Article source: ConstructConnect
The U.S. and Canadian economies appear to have entered a ‘blah’ stretch. In April, U.S. total employment rose by 160,000 jobs, a tepid figure compared with the previous two months (i.e., +208,000 in March and +233,000 in February). The unemployment rate, though, stayed the same as in March, at a tight 5.0%.
The latest U.S. initial jobless claims figure shot up to 294,000 for the week ending May 7. Only four weeks prior, it had been as low as 248,000. The most recent 294,000 number does extend the streak of beating 300,000 for more than a year. If that’s ever been done before, it was way back in the early 1970s. But 294,000 is now cutting it close. It doesn’t permit much wiggle room. The foreheads of some economists are beginning to show worry lines.
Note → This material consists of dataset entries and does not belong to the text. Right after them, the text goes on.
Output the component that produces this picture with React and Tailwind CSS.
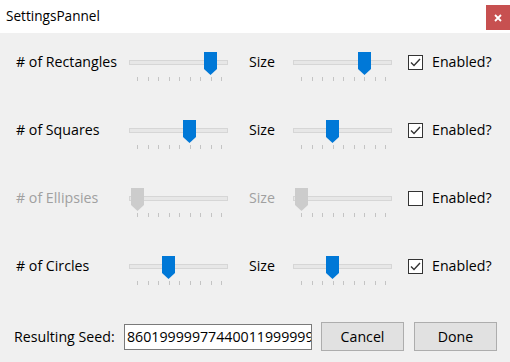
import { useState } from 'react';

const rows = [
  { label: '# of Rectangles', count: 7, size: 6, enabled: true },
  { label: '# of Squares', count: 5, size: 3, enabled: true },
  { label: '# of Ellipsies', count: 0, size: 0, enabled: false },
  { label: '# of Circles', count: 3, size: 3, enabled: true },
];

const TICKS = [0, 1, 2, 3, 4, 5, 6, 7, 8];

function Slider({ value, disabled }) {
  // thumb centre sits on tick `value`, ticks are 10.5px apart
  const left = 1.5 + value * 10.5;
  return (
    <div className="relative w-[99px] h-[38px] shrink-0">
      <div className="absolute left-0 top-[15px] w-[99px] h-[5px] bg-[#e7e7e7] border border-[#d6d6d6]" />
      {TICKS.map((t) => (
        <div
          key={t}
          className="absolute top-[32px] w-px h-[4px] bg-[#c4c4c4]"
          style={{ left: 8 + t * 10.5 }}
        />
      ))}
      <svg
        className="absolute top-[7px]"
        style={{ left }}
        width="13"
        height="23"
        viewBox="0 0 13 23"
      >
        <path d="M0 0H13V17L6.5 23L0 17Z" fill={disabled ? '#cccccc' : '#0078d7'} />
      </svg>
    </div>
  );
}

function Checkbox({ checked }) {
  return (
    <div className="w-[15px] h-[15px] border-[1.5px] border-[#333333] bg-white flex items-center justify-center">
      {checked && (
        <svg width="11" height="9" viewBox="0 0 11 9">
          <path d="M1 4.5L4 7.5L10 1" stroke="#333333" strokeWidth="1.4" fill="none" />
        </svg>
      )}
    </div>
  );
}

export default function App() {
  const [seed] = useState('860199999774400119999999');
  return (
    <div
      className="w-[510px] h-[362px] bg-[#f0f0f0] flex flex-col text-[14.2px] text-black overflow-hidden"
      style={{ fontFamily: '"Open Sans", "Noto Sans", sans-serif' }}
    >
      {/* Title bar */}
      <div className="h-[33px] bg-white flex items-start justify-between shrink-0">
        <span className="pl-[6px] pt-[6px] text-[13.6px] leading-[20px]">SettingsPannel</span>
        <div className="mt-[5px] w-[24px] h-[25px] bg-[#c75050] flex items-center justify-center">
          <svg width="8" height="8" viewBox="0 0 8 8">
            <path d="M1 1L7 7M7 1L1 7" stroke="white" strokeWidth="1.8" />
          </svg>
        </div>
      </div>

      {/* Rows */}
      <div className="flex flex-col gap-[34px] pt-[12px] pl-[16px]">
        {rows.map((r) => {
          const dim = r.enabled ? 'text-black' : 'text-[#a0a0a0]';
          return (
            <div key={r.label} className="h-[34px] flex items-center">
              <span className={`w-[113px] shrink-0 ${dim}`}>{r.label}</span>
              <div className="mt-[4px]">
                <Slider value={r.count} disabled={!r.enabled} />
              </div>
              <span className={`ml-[21px] w-[44px] shrink-0 ${dim}`}>Size</span>
              <div className="mt-[4px]">
                <Slider value={r.size} disabled={!r.enabled} />
              </div>
              <div className="ml-[16px]">
                <Checkbox checked={r.enabled} />
              </div>
              <span className="ml-[9px]">Enabled?</span>
            </div>
          );
        })}
      </div>

      {/* Footer */}
      <div className="mt-auto mb-[11px] flex items-center pl-[14px]">
        <span className="w-[110px] shrink-0">Resulting Seed:</span>
        <div className="w-[188px] h-[26px] bg-white border border-[#7a7a7a] overflow-hidden whitespace-nowrap pl-[2px] leading-[24px]">
          {seed}
        </div>
        <button className="ml-[9px] w-[83px] h-[29px] bg-[#e1e1e1] border border-[#adadad]">Cancel</button>
        <button className="ml-[10px] w-[83px] h-[29px] bg-[#e1e1e1] border border-[#adadad]">Done</button>
      </div>
    </div>
  );
}
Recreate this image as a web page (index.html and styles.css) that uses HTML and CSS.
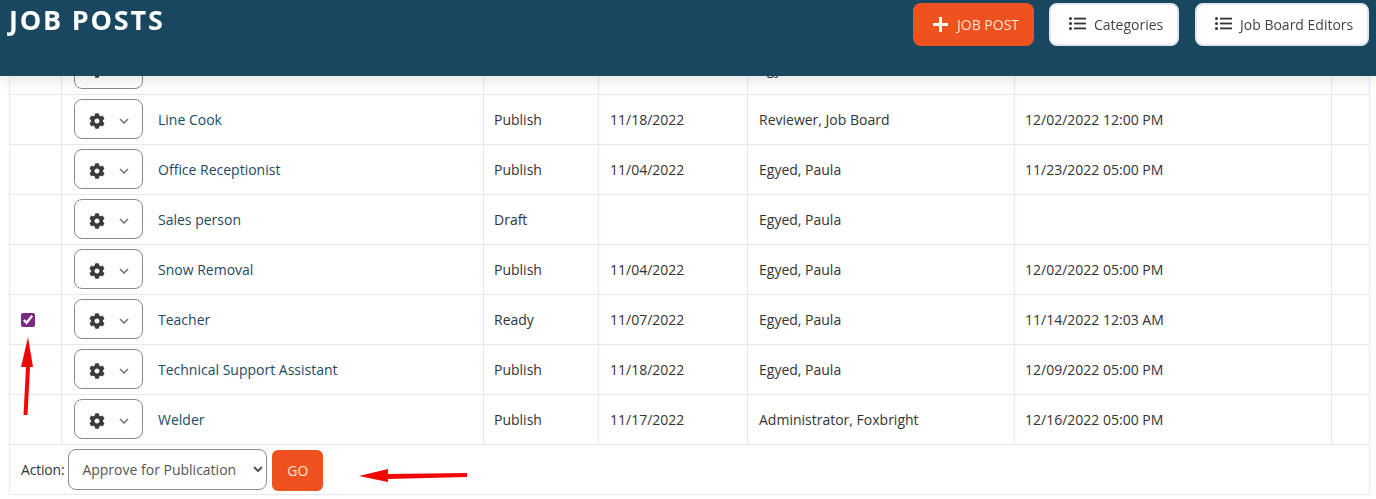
FILE: index.html
```html
<!DOCTYPE html>
<html lang="en">
<head>
<meta charset="utf-8">
<title>Job Posts</title>
<link rel="stylesheet" href="styles.css">
</head>
<body>
<svg class="defs" width="0" height="0" aria-hidden="true">
  <symbol id="cog" viewBox="0 0 512 512"><path d="M487.4 315.7l-42.6-24.6c4.3-23.2 4.3-47 0-70.2l42.6-24.6c4.9-2.8 7.1-8.6 5.5-14-11.1-35.6-30-67.8-54.7-94.6-3.8-4.1-10-5.1-14.8-2.3L380.8 110c-17.9-15.4-38.5-27.3-60.8-35.1V25.8c0-5.6-3.9-10.5-9.4-11.7-36.7-8.2-74.3-7.8-109.2 0-5.5 1.2-9.4 6.1-9.4 11.7V75c-22.2 7.9-42.8 19.8-60.8 35.1L88.7 85.5c-4.9-2.8-11-1.9-14.8 2.3-24.7 26.7-43.6 58.9-54.7 94.6-1.7 5.4.6 11.2 5.5 14L67.3 221c-4.3 23.2-4.3 47 0 70.2l-42.6 24.6c-4.9 2.8-7.1 8.6-5.5 14 11.1 35.6 30 67.8 54.7 94.6 3.8 4.1 10 5.1 14.8 2.3l42.6-24.6c17.9 15.4 38.5 27.3 60.8 35.1v49.2c0 5.6 3.9 10.5 9.4 11.7 36.7 8.2 74.3 7.8 109.2 0 5.5-1.2 9.4-6.1 9.4-11.7v-49.2c22.2-7.9 42.8-19.8 60.8-35.1l42.6 24.6c4.9 2.8 11 1.9 14.8-2.3 24.7-26.7 43.6-58.9 54.7-94.6 1.5-5.5-.7-11.3-5.6-14.1zM256 336c-44.1 0-80-35.9-80-80s35.9-80 80-80 80 35.9 80 80-35.9 80-80 80z"/></symbol>
  <symbol id="chev" viewBox="0 0 10 6"><path d="M1 1l4 4 4-4" fill="none" stroke="currentColor" stroke-width="1.6"/></symbol>
  <symbol id="list" viewBox="0 0 17 13"><circle cx="1.5" cy="1.6" r="1.5"/><circle cx="1.5" cy="6.5" r="1.5"/><circle cx="1.5" cy="11.4" r="1.5"/><rect x="5" y=".7" width="12" height="1.8"/><rect x="5" y="5.6" width="12" height="1.8"/><rect x="5" y="10.5" width="12" height="1.8"/></symbol>
</svg>

<header class="topbar">
  <h1 class="title">JOB POSTS</h1>
  <div class="actions">
    <a class="btn btn-primary" href="#"><svg class="plus" viewBox="0 0 15 15" aria-hidden="true"><path d="M6 0h3v6h6v3H9v6H6V9H0V6h6z"/></svg>JOB POST</a>
    <a class="btn btn-light btn-cat" href="#"><svg class="list-icon" aria-hidden="true"><use href="#list"/></svg>Categories</a>
    <a class="btn btn-light btn-edit" href="#"><svg class="list-icon" aria-hidden="true"><use href="#list"/></svg>Job Board Editors</a>
  </div>
</header>

<main class="content">
  <table class="posts">
    <colgroup>
      <col class="c-check"><col class="c-name"><col class="c-status"><col class="c-date"><col class="c-author"><col class="c-close"><col class="c-end">
    </colgroup>
    <tbody>
      <tr>
        <td></td>
        <td><div class="name-cell"><button class="menu" type="button"><svg class="cog"><use href="#cog"/></svg><svg class="chev"><use href="#chev"/></svg></button></div></td>
        <td></td><td class="wide"></td><td class="wide">Egyed, Paula</td><td></td><td></td>
      </tr>
      <tr>
        <td></td>
        <td><div class="name-cell"><button class="menu" type="button"><svg class="cog"><use href="#cog"/></svg><svg class="chev"><use href="#chev"/></svg></button><a href="#">Line Cook</a></div></td>
        <td>Publish</td><td class="wide">11/18/2022</td><td class="wide">Reviewer, Job Board</td><td>12/02/2022 12:00 PM</td><td></td>
      </tr>
      <tr>
        <td></td>
        <td><div class="name-cell"><button class="menu" type="button"><svg class="cog"><use href="#cog"/></svg><svg class="chev"><use href="#chev"/></svg></button><a href="#">Office Receptionist</a></div></td>
        <td>Publish</td><td class="wide">11/04/2022</td><td class="wide">Egyed, Paula</td><td>11/23/2022 05:00 PM</td><td></td>
      </tr>
      <tr>
        <td></td>
        <td><div class="name-cell"><button class="menu" type="button"><svg class="cog"><use href="#cog"/></svg><svg class="chev"><use href="#chev"/></svg></button><a href="#">Sales person</a></div></td>
        <td>Draft</td><td class="wide"></td><td class="wide">Egyed, Paula</td><td></td><td></td>
      </tr>
      <tr>
        <td></td>
        <td><div class="name-cell"><button class="menu" type="button"><svg class="cog"><use href="#cog"/></svg><svg class="chev"><use href="#chev"/></svg></button><a href="#">Snow Removal</a></div></td>
        <td>Publish</td><td class="wide">11/04/2022</td><td class="wide">Egyed, Paula</td><td>12/02/2022 05:00 PM</td><td></td>
      </tr>
      <tr>
        <td class="check-cell"><input class="check" type="checkbox" checked aria-label="Select Teacher"></td>
        <td><div class="name-cell"><button class="menu" type="button"><svg class="cog"><use href="#cog"/></svg><svg class="chev"><use href="#chev"/></svg></button><a href="#">Teacher</a></div></td>
        <td>Ready</td><td class="wide">11/07/2022</td><td class="wide">Egyed, Paula</td><td>11/14/2022 12:03 AM</td><td></td>
      </tr>
      <tr>
        <td></td>
        <td><div class="name-cell"><button class="menu" type="button"><svg class="cog"><use href="#cog"/></svg><svg class="chev"><use href="#chev"/></svg></button><a href="#">Technical Support Assistant</a></div></td>
        <td>Publish</td><td class="wide">11/18/2022</td><td class="wide">Egyed, Paula</td><td>12/09/2022 05:00 PM</td><td></td>
      </tr>
      <tr>
        <td></td>
        <td><div class="name-cell"><button class="menu" type="button"><svg class="cog"><use href="#cog"/></svg><svg class="chev"><use href="#chev"/></svg></button><a href="#">Welder</a></div></td>
        <td>Publish</td><td class="wide">11/17/2022</td><td class="wide">Administrator, Foxbright</td><td>12/16/2022 05:00 PM</td><td></td>
      </tr>
      <tr>
        <td class="foot" colspan="7">
          <div class="bulk">
            <label class="bulk-label" for="action">Action:</label>
            <select class="bulk-select" id="action"><option>Approve for Publication</option></select>
            <button class="go" type="button">GO</button>
          </div>
        </td>
      </tr>
    </tbody>
  </table>
</main>

<svg class="annot annot-up" viewBox="0 0 20 82" aria-hidden="true"><path d="M10 0L15 30 L12 30 L9.5 78 L5.5 78 L8 30 L3 30Z" fill="#f00806"/></svg>
<svg class="annot annot-left" viewBox="0 0 110 14" aria-hidden="true"><path d="M0 8L29 1 L29 6 L108 5 L108 9 L29 11 L29 14Z" fill="#f00806"/></svg>
</body>
</html>
```

FILE: styles.css
```css
* { box-sizing: border-box; }

html, body { margin: 0; padding: 0; background: #fff; }

body {
  font-family: "Open Sans", "Liberation Sans", sans-serif;
  font-size: 14px;
  color: #333;
  height: 499px;
  overflow: hidden;
}

.defs { position: absolute; }

.topbar {
  position: fixed;
  top: 0;
  left: 0;
  right: 0;
  height: 76px;
  z-index: 5;
  background: #18475f;
  box-shadow: 0 2px 16px rgba(0, 0, 0, .14);
  display: flex;
  justify-content: space-between;
  align-items: flex-start;
  padding: 3px 7px 0 9px;
}

.title {
  margin: 0;
  color: #fff;
  font-size: 27px;
  line-height: 33px;
  font-weight: 700;
  letter-spacing: 1.8px;
}

.actions { display: flex; }

.btn {
  display: flex;
  align-items: center;
  height: 43px;
  border-radius: 8px;
  text-decoration: none;
  font-size: 14px;
}

.btn-primary {
  width: 121px;
  padding-left: 20px;
  background: #ef521f;
  color: #fde6dc;
  margin-right: 15px;
}

.btn-light {
  background: #fff;
  color: #444;
  border: 2px solid #e3e6ea;
  padding-left: 18px;
}

.btn-cat { width: 130px; margin-right: 16px; }
.btn-edit { width: 174px; }

.plus { width: 15px; height: 15px; fill: #fff; margin-right: 9px; }
.list-icon { width: 17px; height: 13px; fill: #333; margin-right: 8px; margin-top: -2px; }

.content { padding: 44px 0 0 9px; }

.posts {
  width: 1360px;
  table-layout: fixed;
  border-collapse: collapse;
}

.c-check { width: 52px; }
.c-name { width: 422px; }
.c-status { width: 115px; }
.c-date { width: 149px; }
.c-author { width: 267px; }
.c-close { width: 317px; }
.c-end { width: 38px; }

.posts td {
  height: 50px;
  padding: 0 10px;
  border: 1px solid #e6e7f0;
  vertical-align: middle;
  white-space: nowrap;
}

.posts tr:first-child td { border-top: 0; }

.posts td.wide { padding-left: 11px; }

.name-cell { display: flex; align-items: center; gap: 15px; padding-left: 2px; }

.name-cell a { color: #1c4a63; text-decoration: none; }

.menu {
  width: 69px;
  height: 40px;
  flex: none;
  padding: 3px 0 0 14px;
  display: flex;
  align-items: center;
  background: #fff;
  border: 1px solid #8a8a8a;
  border-radius: 8px;
}

.cog { width: 16px; height: 16px; fill: #3b3b3b; }
.chev { width: 10px; height: 6px; margin-left: 14px; color: #757575; }

.posts .check-cell { padding-left: 11px; }

.check {
  display: block;
  width: 14px;
  height: 14px;
  margin: 1px 0 0;
  accent-color: #7b2a83;
}

.bulk { display: flex; align-items: center; }

.bulk-label { margin-right: 4px; padding-left: 1px; color: #333; letter-spacing: -.2px; }

.bulk-select {
  width: 199px;
  height: 41px;
  padding: 0 9px;
  font: inherit;
  color: #555;
  background: #fff;
  border: 1px solid #8a8a8a;
  border-radius: 8px;
}

.go {
  width: 51px;
  height: 41px;
  margin: 2px 0 0 5px;
  font: inherit;
  color: #fde6dc;
  background: #ef521f;
  border: 0;
  border-radius: 6px;
}

.annot { position: absolute; z-index: 3; }
.annot-up { left: 18px; top: 337px; width: 20px; height: 82px; }
.annot-left { left: 359px; top: 468px; width: 110px; height: 14px; }
```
Canada’s jobs pool shrank by 3,000 in April, although again the unemployment rate stayed on a par with the month before, at 7.1%. Total employment in Canada is presently +0.8% year over year, which is less than half the U.S. rate of increase, +1.9%. Specifically for the construction sector, on-site employment in the U.S., at +4.1% year over year, is significantly outpacing Canada’s +1.4%.
Against this backdrop, there are the following additional ‘nuggets’ to be gleaned from the latest government agency and private sector data releases. The ‘soil’ is rich and the ‘crop’ abundant.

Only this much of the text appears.